Gerald Heston admits he was going to sell the individually packaged bags of weed he had in a jar when police caught him in March 2018 and seized his $500.
Heston is a dishwasher at a local restaurant and stopped for a coffee on his way to work. When he returned to his truck, police were waiting. An officer said they’d gotten a general call about a suspicious vehicle, and asked if they could pat him down and conduct a search of his vehicle.
Heston hadn’t sold the drugs yet, and he said the money police took wasn’t from his small-time dealing: It was from his paycheck. He was planning to pay bills when his shift ended.
Heston had pay stubs, but he wasn’t sure he could prove that specific money the police seized was from his job and not from drug dealing — what a judge would have required if he asked for his money back.
Without proof, the seized cash is kept, regardless if it’s legally or illegally earned.
The amount of cash a person is willing to surrender should have no sway over how they’re charged, convicted, or penalized, said David A. Harris, a law professor at the University of Pittsburgh.
But it can, he said, and it puts “everything out of whack.”
“When you’re using a government process, such as criminal prosecution, that has the potential to impose severe penalties on people to even take their freedom, we should do everything we can to minimize the influence of money,” Harris said.

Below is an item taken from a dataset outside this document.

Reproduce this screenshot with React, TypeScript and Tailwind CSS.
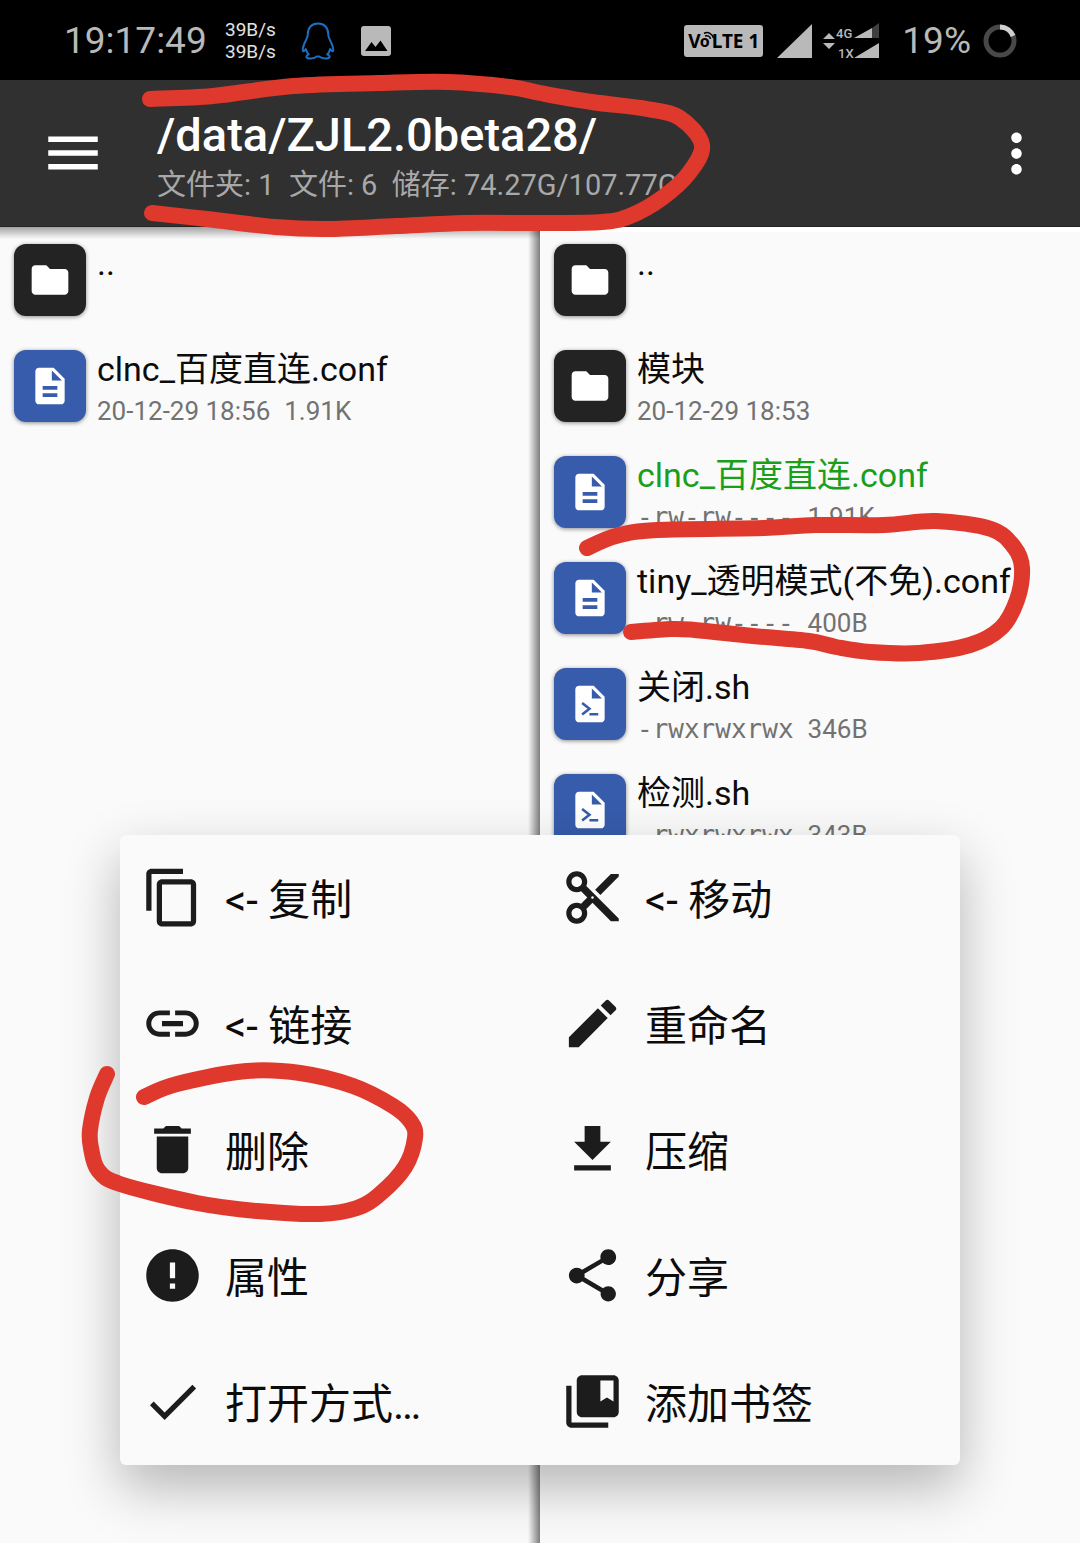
import type { ReactNode } from "react";
import type { IconType } from "react-icons";
import {
  MdCheck,
  MdCollectionsBookmark,
  MdContentCopy,
  MdContentCut,
  MdDelete,
  MdDescription,
  MdEdit,
  MdError,
  MdFileDownload,
  MdFolder,
  MdLink,
  MdMenu,
  MdMoreVert,
  MdShare,
} from "react-icons/md";

type Kind = "folder" | "doc" | "script";

interface Entry {
  name: string;
  kind: Kind;
  date?: string;
  perms?: string;
  size?: string;
  highlight?: boolean;
}

const leftEntries: Entry[] = [
  { name: "..", kind: "folder" },
  { name: "clnc_百度直连.conf", kind: "doc", date: "20-12-29 18:56", size: "1.91K" },
];

const rightEntries: Entry[] = [
  { name: "..", kind: "folder" },
  { name: "模块", kind: "folder", date: "20-12-29 18:53" },
  { name: "clnc_百度直连.conf", kind: "doc", perms: "-rw-rw----", size: "1.91K", highlight: true },
  { name: "tiny_透明模式(不免).conf", kind: "doc", perms: "-rw-rw----", size: "400B" },
  { name: "关闭.sh", kind: "script", perms: "-rwxrwxrwx", size: "346B" },
  { name: "检测.sh", kind: "script", perms: "-rwxrwxrwx", size: "343B" },
];

const actions: { label: string; icon: IconType }[] = [
  { label: "<- 复制", icon: MdContentCopy },
  { label: "<- 移动", icon: MdContentCut },
  { label: "<- 链接", icon: MdLink },
  { label: "重命名", icon: MdEdit },
  { label: "删除", icon: MdDelete },
  { label: "压缩", icon: MdFileDownload },
  { label: "属性", icon: MdError },
  { label: "分享", icon: MdShare },
  { label: "打开方式…", icon: MdCheck },
  { label: "添加书签", icon: MdCollectionsBookmark },
];

type Point = [number, number];

/* Freehand marker strokes, as the points the pen went through. */
const strokes: Point[][] = [
  [
    [150, 99], [213, 96], [293, 86], [379, 83], [448, 82], [510, 87], [540, 93], [592, 102],
    [647, 109], [680, 118], [702, 145], [689, 173], [662, 198], [630, 216], [602, 222], [540, 223],
    [465, 223], [396, 226], [327, 229], [275, 227], [207, 219], [152, 213],
  ],
  [
    [587, 548], [616, 536], [657, 530], [764, 528], [815, 525], [884, 525], [936, 521], [991, 529],
    [1014, 547], [1022, 568], [1017, 600], [1001, 628], [970, 645], [919, 653], [870, 652],
    [836, 647], [809, 641], [753, 636], [695, 630], [671, 629], [631, 632],
  ],
  [
    [144, 1097], [177, 1084], [247, 1071], [300, 1073], [353, 1086], [393, 1106], [411, 1122],
    [415, 1138], [405, 1167], [380, 1194], [357, 1208], [320, 1214], [257, 1211], [197, 1203],
    [120, 1184], [98, 1170], [91, 1148], [90, 1130], [97, 1098], [107, 1074],
  ],
];

function smooth(p: Point[]): string {
  let d = `M${p[0][0]} ${p[0][1]}`;
  for (let i = 0; i < p.length - 1; i++) {
    const a = p[i - 1] ?? p[i];
    const b = p[i];
    const c = p[i + 1];
    const e = p[i + 2] ?? c;
    d += `C${b[0] + (c[0] - a[0]) / 6} ${b[1] + (c[1] - a[1]) / 6} ${c[0] - (e[0] - b[0]) / 6} ${c[1] - (e[1] - b[1]) / 6} ${c[0]} ${c[1]}`;
  }
  return d;
}

function ScriptIcon() {
  return (
    <svg viewBox="0 0 24 24" className="size-11" aria-hidden="true">
      <path
        fill="currentColor"
        d="M14 2H6c-1.1 0-2 .9-2 2v16c0 1.1.9 2 2 2h12c1.1 0 2-.9 2-2V8l-6-6zm-1 7V3.5L18.5 9H13z"
      />
      <path d="M7.7 11.5l4 3.100-4 3.100M11.700 17.600h4.800" fill="none" stroke="#365cab" strokeWidth="1.4" />
    </svg>
  );
}

function Tile({ kind }: { kind: Kind }) {
  return (
    <span
      className={`flex size-18 shrink-0 items-center justify-center rounded-xl text-white shadow-[0_1px_4px_rgba(0,0,0,0.45)] ${
        kind === "folder" ? "bg-[#232323]" : "bg-[#365cab]"
      }`}
    >
      {kind === "folder" && <MdFolder className="size-11" />}
      {kind === "doc" && <MdDescription className="size-11" />}
      {kind === "script" && <ScriptIcon />}
    </span>
  );
}

function FileList({ entries, label }: { entries: Entry[]; label: string }) {
  return (
    <ul aria-label={label} className="pt-3">
      {entries.map((e) => (
        <li key={e.name}>
          <button type="button" className="flex h-[106px] w-full items-start gap-[11px] pt-[5px] pl-3.5 text-left">
            <Tile kind={e.kind} />
            <span className="flex min-w-0 flex-col whitespace-nowrap">
              <span className={`text-[34px] leading-[38px] ${e.highlight ? "text-[#1a9f1a]" : "text-[#0c0c0c]"}`}>
                {e.name}
              </span>
              <span className="flex gap-3.5 text-[26px] leading-[46px] text-[#727272]">
                {e.date && <span>{e.date}</span>}
                {e.perms && <span className="font-['DejaVu_Sans_Mono',monospace]">{e.perms}</span>}
                {e.size && <span>{e.size}</span>}
              </span>
            </span>
          </button>
        </li>
      ))}
    </ul>
  );
}

function StatusBar() {
  return (
    <div className="flex h-20 items-center justify-between bg-black pt-0.5 pr-[63px] pl-16 text-[#b9b9b9]">
      <div className="flex items-center">
        <span className="w-[161px] text-[37px]">19:17:49</span>
        <span className="flex w-[76px] flex-col text-[19px] leading-[22px] text-[#e2e2e2]">
          <span>39B/s</span>
          <span>39B/s</span>
        </span>
        <svg viewBox="0 0 34 38" className="h-[38px] w-[34px]" fill="none" stroke="#1b6ec2" strokeWidth="2" strokeLinejoin="round" aria-hidden="true">
          <path d="M17 1.500C10.500 1.500 6.800 6 6.800 12c0 3-.8 4-2 6.500C3 22 1.500 25 1.800 28.500c.3 1.500 1.500.8 3-1.500.6 2.400 1.500 4 3 5.400-1.800.8-2.600 1.700-2.300 2.700.6 2 7.800 1.800 10-.5h3c2.200 2.300 9.400 2.500 10 .5.3-1-.5-1.900-2.300-2.700 1.500-1.400 2.400-3 3-5.400 1.500 2.300 2.700 3 3 1.500.3-3.500-1.200-6.500-3-10-1.200-2.500-2-3.500-2-6.500C27.200 6 23.500 1.500 17 1.500z" />
        </svg>
        <svg viewBox="0 0 30 30" className="ml-[26px] size-[30px]" aria-hidden="true">
          <rect width="30" height="30" rx="3" fill="#b9b9b9" />
          <path d="M4 25l6.500-9 4 5 5-6.500L26.500 25z" fill="#000" />
        </svg>
      </div>
      <div className="flex items-center">
        <span className="flex h-8 w-[79px] items-center justify-center rounded-[3px] bg-[#b9b9b9] font-['Noto_Sans',sans-serif] text-[19px] leading-8 font-bold text-black">
          V
          <span className="relative -mx-px w-[13px] text-[16px]">
            o
            <svg viewBox="0 0 13 8" className="absolute top-1.5 left-0.5 h-2 w-[13px]" fill="none" stroke="#000" strokeWidth="1.500" aria-hidden="true">
              <path d="M2 2.500C6 0 10.500 3 11.500 7M3 5c2.500-.8 5 .2 5.500 3" />
            </svg>
          </span>
          LTE 1
        </span>
        <svg viewBox="0 -3 104 42" className="ml-3.5 h-[42px] w-[104px]" fill="#b9b9b9" aria-hidden="true">
          <path d="M0 35L35 1v34z" />
          <path d="M46 16l6-6 6 6zM46 20h12l-6 6z" />
          <path d="M77 15l18-10v10zM77 35l25-15v15z" />
          <path d="M95 5l7-5v15h-7z" fill="#3f3f3f" />
          <text x="59" y="15" fontSize="13" fontWeight="500">4G</text>
          <text x="61" y="35" fontSize="13" fontWeight="500">1X</text>
        </svg>
        <span className="ml-[21px] text-[37px]">19%</span>
        <svg viewBox="0 0 34 34" className="ml-3 size-[34px]" fill="none" strokeWidth="5" aria-hidden="true">
          <circle cx="17" cy="17" r="14" stroke="#484848" />
          <path d="M17 3A14 14 0 0 1 30 12" stroke="#d0d0d0" />
        </svg>
      </div>
    </div>
  );
}

function Toolbar() {
  return (
    <header className="flex h-[147px] items-center border-b border-[#242424] bg-[#303030] pr-8 pl-10">
      <button type="button" aria-label="菜单" className="text-white">
        <MdMenu className="size-[66px]" />
      </button>
      <div className="ml-[51px] min-w-0 flex-1 pt-2 whitespace-nowrap">
        <h1 className="text-[47px] leading-14 font-medium text-white">/data/ZJL2.0beta28/</h1>
        <p className="text-[29px] leading-11 whitespace-pre text-[#a8a8a8]">
          {"文件夹: 1  文件: 6  储存: 74.27G/107.77G"}
        </p>
      </div>
      <button type="button" aria-label="更多" className="text-white">
        <MdMoreVert className="size-[63px]" />
      </button>
    </header>
  );
}

function Panel({ children, inactive }: { children: ReactNode; inactive?: boolean }) {
  return (
    <section className="relative min-w-0 flex-1 overflow-hidden bg-[#fafafa]">
      {inactive ? (
        <>
          <div className="absolute inset-x-0 top-0 h-3 bg-linear-to-b from-black/35 to-transparent" />
          <div className="absolute inset-y-0 right-0 w-3 bg-linear-to-l from-black/50 to-transparent" />
        </>
      ) : (
        <div className="absolute inset-x-0 top-0 h-[5px] bg-white" />
      )}
      {children}
    </section>
  );
}

function ActionMenu() {
  return (
    <div
      role="menu"
      className="absolute inset-x-30 top-[835px] grid grid-cols-2 rounded-md bg-[#fafafa] shadow-[0_22px_54px_rgba(0,0,0,0.28)]"
    >
      {actions.map(({ label, icon: Icon }) => (
        <button
          key={label}
          type="button"
          role="menuitem"
          className="flex h-[126px] items-center gap-[21px] pb-0.5 pl-[21px] text-[42px] whitespace-nowrap text-[#0c0c0c]"
        >
          <Icon className="size-[63px] text-[#1c1c1c]" />
          <span className="pt-1.5">{label}</span>
        </button>
      ))}
    </div>
  );
}

function Markup() {
  return (
    <svg
      viewBox="0 0 1080 1543"
      className="pointer-events-none absolute inset-x-0 top-0 w-full"
      fill="none"
      stroke="#df382c"
      strokeWidth="16"
      strokeLinecap="round"
      strokeLinejoin="round"
      aria-hidden="true"
    >
      {strokes.map((s, i) => (
        <path key={i} d={smooth(s)} />
      ))}
    </svg>
  );
}

export default function App() {
  return (
    <div className="relative flex min-h-screen flex-col overflow-hidden bg-[#fafafa] font-['Roboto','Noto_Sans_CJK_SC',sans-serif]">
      <StatusBar />
      <Toolbar />
      <main className="flex flex-1">
        <Panel inactive>
          <FileList entries={leftEntries} label="左侧窗口" />
        </Panel>
        <Panel>
          <FileList entries={rightEntries} label="右侧窗口" />
        </Panel>
      </main>
      <ActionMenu />
      <Markup />
    </div>
  );
}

Heston knew that a prolonged court battle would be difficult, risky and expensive. When a public defender told him he could give up the cash and resolve his case with a softer penalty, he jumped on it. He agreed to forfeit his cash in exchange for the lesser crime of possession of marijuana.
The cost to move on was about $500 cash.
“It was way easier on me,” Heston said. “Less stressful, all that.”